◆ **Your objective**: Write out the listing below in full and exactly, leaving out every picture.

◆ **Listing**:
[Start]

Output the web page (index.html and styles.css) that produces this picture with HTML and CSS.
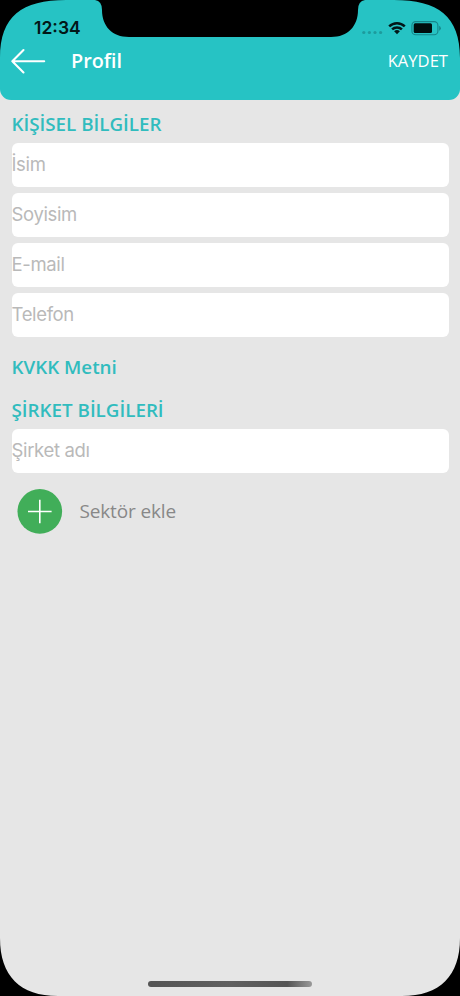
FILE: index.html
```html
<!DOCTYPE html>
<html lang="tr">
<head>
<meta charset="utf-8">
<title>Profil</title>
<link rel="stylesheet" href="styles.css">
</head>
<body>
<div class="screen">
  <header class="header">
    <div class="status">
      <span class="time">12:34</span>
      <div class="indicators">
        <svg class="dots" width="22" height="5" viewBox="0 0 22 5"><g fill="#1d9b9d"><circle cx="2.8" cy="2.5" r="1.6"/><circle cx="8.4" cy="2.5" r="1.6"/><circle cx="14" cy="2.5" r="1.6"/><circle cx="19.6" cy="2.5" r="1.6"/></g></svg>
        <svg class="wifi" width="18" height="14" viewBox="0 0 18 14"><path d="M1.2 5.3A11.2 11.2 0 0 1 16.8 5.3M4.1 8.4A7 7 0 0 1 13.9 8.4" fill="none" stroke="#021718" stroke-width="2.5"/><path d="M9 13.2 6.1 10.3A4.2 4.2 0 0 1 11.9 10.3Z" fill="#021718"/></svg>
        <svg class="battery" width="30" height="15" viewBox="0 0 30 15"><rect x=".9" y=".6" width="26" height="13.2" rx="3.8" fill="none" stroke="#168589" stroke-width="1.1"/><rect x="2.7" y="2.2" width="18.3" height="9.8" rx="1.5" fill="#000d0d"/><path d="M28.2 4.8v5q1.6-.8 1.6-2.5T28.2 4.8Z" fill="#168589"/></svg>
      </div>
    </div>
    <nav class="bar">
      <svg class="back" width="36" height="26" viewBox="0 0 36 26"><path d="M13.5 2 2.3 13.2 13.5 24.4M2.3 13.2H34.2" fill="none" stroke="#fff" stroke-width="2.1" stroke-linecap="round" stroke-linejoin="round"/></svg>
      <h1 class="title">Profil</h1>
      <span class="save">KAYDET</span>
    </nav>
  </header>
  <main class="content">
    <h2 class="heading">KİŞİSEL BİLGİLER</h2>
    <div class="fields">
      <div class="field">İsim</div>
      <div class="field">Soyisim</div>
      <div class="field">E-mail</div>
      <div class="field">Telefon</div>
    </div>
    <h2 class="heading link">KVKK Metni</h2>
    <h2 class="heading">ŞİRKET BİLGİLERİ</h2>
    <div class="field">Şirket adı</div>
    <div class="add">
      <svg width="46" height="46" viewBox="0 0 46 46"><circle cx="22.8" cy="23.4" r="22.3" fill="#41ae59"/><path d="M11 23.5H34.6M22.8 11.7V35.3" stroke="#fff" stroke-width="1.6" fill="none"/></svg>
      <span class="add-label">Sektör ekle</span>
    </div>
  </main>
  <svg class="frame" width="460" height="996" viewBox="0 0 460 996">
    <path d="M95 0Q102 1 102 10C102 26 112 37 129 37H331C348 37 358 26 358 10Q358 1 365 0Z"/>
    <path d="M0 0H66C22 0 0 16 0 58ZM460 0H394C438 0 460 16 460 58ZM0 996V938C0 976 20 996 58 996ZM460 996V938C460 976 440 996 402 996Z"/>
  </svg>
  <div class="home"></div>
</div>
</body>
</html>
```
FILE: styles.css
```css
* { box-sizing: border-box; }
body { margin: 0; background: #e6e6e6; font-family: "Open Sans", sans-serif; }
.screen { position: relative; width: 460px; height: 996px; overflow: hidden; background: #e6e6e6; }
.header { height: 99.5px; padding-top: 16px; background: #26c3c4; border-radius: 0 0 11px 11px; }
.status { display: flex; justify-content: space-between; align-items: center; height: 24px; padding: 0 19px 0 34px; }
.time { font: 600 17.5px/24px Inter, sans-serif; color: #021718; }
.indicators { display: flex; align-items: center; }
.dots { margin: 8px 5px 0 0; }
.wifi { margin: -1px 5px 0 0; }
.bar { display: flex; align-items: center; height: 42px; padding: 0 12px 0 10px; color: #fff; }
.title { margin: -2px 0 0 25px; font-size: 19.8px; font-weight: 600; }
.save { margin: -2px 0 0 auto; font-size: 16.6px; }
.content { padding: 10.5px 11.5px 0; }
.heading { margin: 0; height: 33px; font-size: 18.8px; line-height: 28px; font-weight: 600; color: #31bcbe; white-space: nowrap; }
.fields { display: flex; flex-direction: column; gap: 6px; }
.field { height: 44px; border-radius: 6px; background: #fff; font: 400 18.5px/43px Inter, sans-serif; letter-spacing: -.35px; color: #b9b9b9; }
.link { margin-top: 16px; height: 43px; }
.add { display: flex; align-items: center; margin: 15px 0 0 5px; color: #888; }
.add-label { margin-left: 17px; font-size: 19px; letter-spacing: -.15px; }
.frame { position: absolute; inset: 0; }
.home { position: absolute; left: 148px; bottom: 9px; width: 164px; height: 6px; border-radius: 3px; background: linear-gradient(90deg, #555 0%, #606060 50%, #555 85%, #999 100%); }
```
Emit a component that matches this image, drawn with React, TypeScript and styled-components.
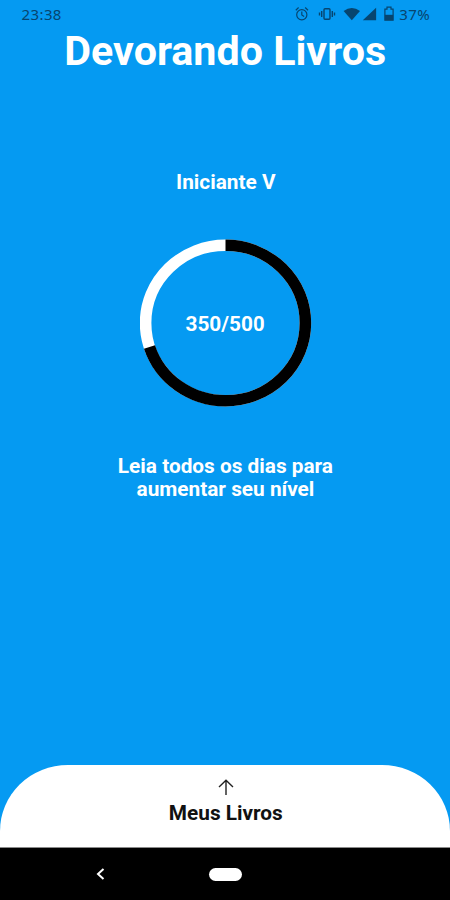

[End]

◆ **Full answer**:
Output the web page (index.html and styles.css) that produces this picture with HTML and CSS.
FILE: index.html
```html
<!DOCTYPE html>
<html lang="tr">
<head>
<meta charset="utf-8">
<title>Profil</title>
<link rel="stylesheet" href="styles.css">
</head>
<body>
<div class="screen">
  <header class="header">
    <div class="status">
      <span class="time">12:34</span>
      <div class="indicators">
        <svg class="dots" width="22" height="5" viewBox="0 0 22 5"><g fill="#1d9b9d"><circle cx="2.8" cy="2.5" r="1.6"/><circle cx="8.4" cy="2.5" r="1.6"/><circle cx="14" cy="2.5" r="1.6"/><circle cx="19.6" cy="2.5" r="1.6"/></g></svg>
        <svg class="wifi" width="18" height="14" viewBox="0 0 18 14"><path d="M1.2 5.3A11.2 11.2 0 0 1 16.8 5.3M4.1 8.4A7 7 0 0 1 13.9 8.4" fill="none" stroke="#021718" stroke-width="2.5"/><path d="M9 13.2 6.1 10.3A4.2 4.2 0 0 1 11.9 10.3Z" fill="#021718"/></svg>
        <svg class="battery" width="30" height="15" viewBox="0 0 30 15"><rect x=".9" y=".6" width="26" height="13.2" rx="3.8" fill="none" stroke="#168589" stroke-width="1.1"/><rect x="2.7" y="2.2" width="18.3" height="9.8" rx="1.5" fill="#000d0d"/><path d="M28.2 4.8v5q1.6-.8 1.6-2.5T28.2 4.8Z" fill="#168589"/></svg>
      </div>
    </div>
    <nav class="bar">
      <svg class="back" width="36" height="26" viewBox="0 0 36 26"><path d="M13.5 2 2.3 13.2 13.5 24.4M2.3 13.2H34.2" fill="none" stroke="#fff" stroke-width="2.1" stroke-linecap="round" stroke-linejoin="round"/></svg>
      <h1 class="title">Profil</h1>
      <span class="save">KAYDET</span>
    </nav>
  </header>
  <main class="content">
    <h2 class="heading">KİŞİSEL BİLGİLER</h2>
    <div class="fields">
      <div class="field">İsim</div>
      <div class="field">Soyisim</div>
      <div class="field">E-mail</div>
      <div class="field">Telefon</div>
    </div>
    <h2 class="heading link">KVKK Metni</h2>
    <h2 class="heading">ŞİRKET BİLGİLERİ</h2>
    <div class="field">Şirket adı</div>
    <div class="add">
      <svg width="46" height="46" viewBox="0 0 46 46"><circle cx="22.8" cy="23.4" r="22.3" fill="#41ae59"/><path d="M11 23.5H34.6M22.8 11.7V35.3" stroke="#fff" stroke-width="1.6" fill="none"/></svg>
      <span class="add-label">Sektör ekle</span>
    </div>
  </main>
  <svg class="frame" width="460" height="996" viewBox="0 0 460 996">
    <path d="M95 0Q102 1 102 10C102 26 112 37 129 37H331C348 37 358 26 358 10Q358 1 365 0Z"/>
    <path d="M0 0H66C22 0 0 16 0 58ZM460 0H394C438 0 460 16 460 58ZM0 996V938C0 976 20 996 58 996ZM460 996V938C460 976 440 996 402 996Z"/>
  </svg>
  <div class="home"></div>
</div>
</body>
</html>
```
FILE: styles.css
```css
* { box-sizing: border-box; }
body { margin: 0; background: #e6e6e6; font-family: "Open Sans", sans-serif; }
.screen { position: relative; width: 460px; height: 996px; overflow: hidden; background: #e6e6e6; }
.header { height: 99.5px; padding-top: 16px; background: #26c3c4; border-radius: 0 0 11px 11px; }
.status { display: flex; justify-content: space-between; align-items: center; height: 24px; padding: 0 19px 0 34px; }
.time { font: 600 17.5px/24px Inter, sans-serif; color: #021718; }
.indicators { display: flex; align-items: center; }
.dots { margin: 8px 5px 0 0; }
.wifi { margin: -1px 5px 0 0; }
.bar { display: flex; align-items: center; height: 42px; padding: 0 12px 0 10px; color: #fff; }
.title { margin: -2px 0 0 25px; font-size: 19.8px; font-weight: 600; }
.save { margin: -2px 0 0 auto; font-size: 16.6px; }
.content { padding: 10.5px 11.5px 0; }
.heading { margin: 0; height: 33px; font-size: 18.8px; line-height: 28px; font-weight: 600; color: #31bcbe; white-space: nowrap; }
.fields { display: flex; flex-direction: column; gap: 6px; }
.field { height: 44px; border-radius: 6px; background: #fff; font: 400 18.5px/43px Inter, sans-serif; letter-spacing: -.35px; color: #b9b9b9; }
.link { margin-top: 16px; height: 43px; }
.add { display: flex; align-items: center; margin: 15px 0 0 5px; color: #888; }
.add-label { margin-left: 17px; font-size: 19px; letter-spacing: -.15px; }
.frame { position: absolute; inset: 0; }
.home { position: absolute; left: 148px; bottom: 9px; width: 164px; height: 6px; border-radius: 3px; background: linear-gradient(90deg, #555 0%, #606060 50%, #555 85%, #999 100%); }
```
Emit a component that matches this image, drawn with React, TypeScript and styled-components.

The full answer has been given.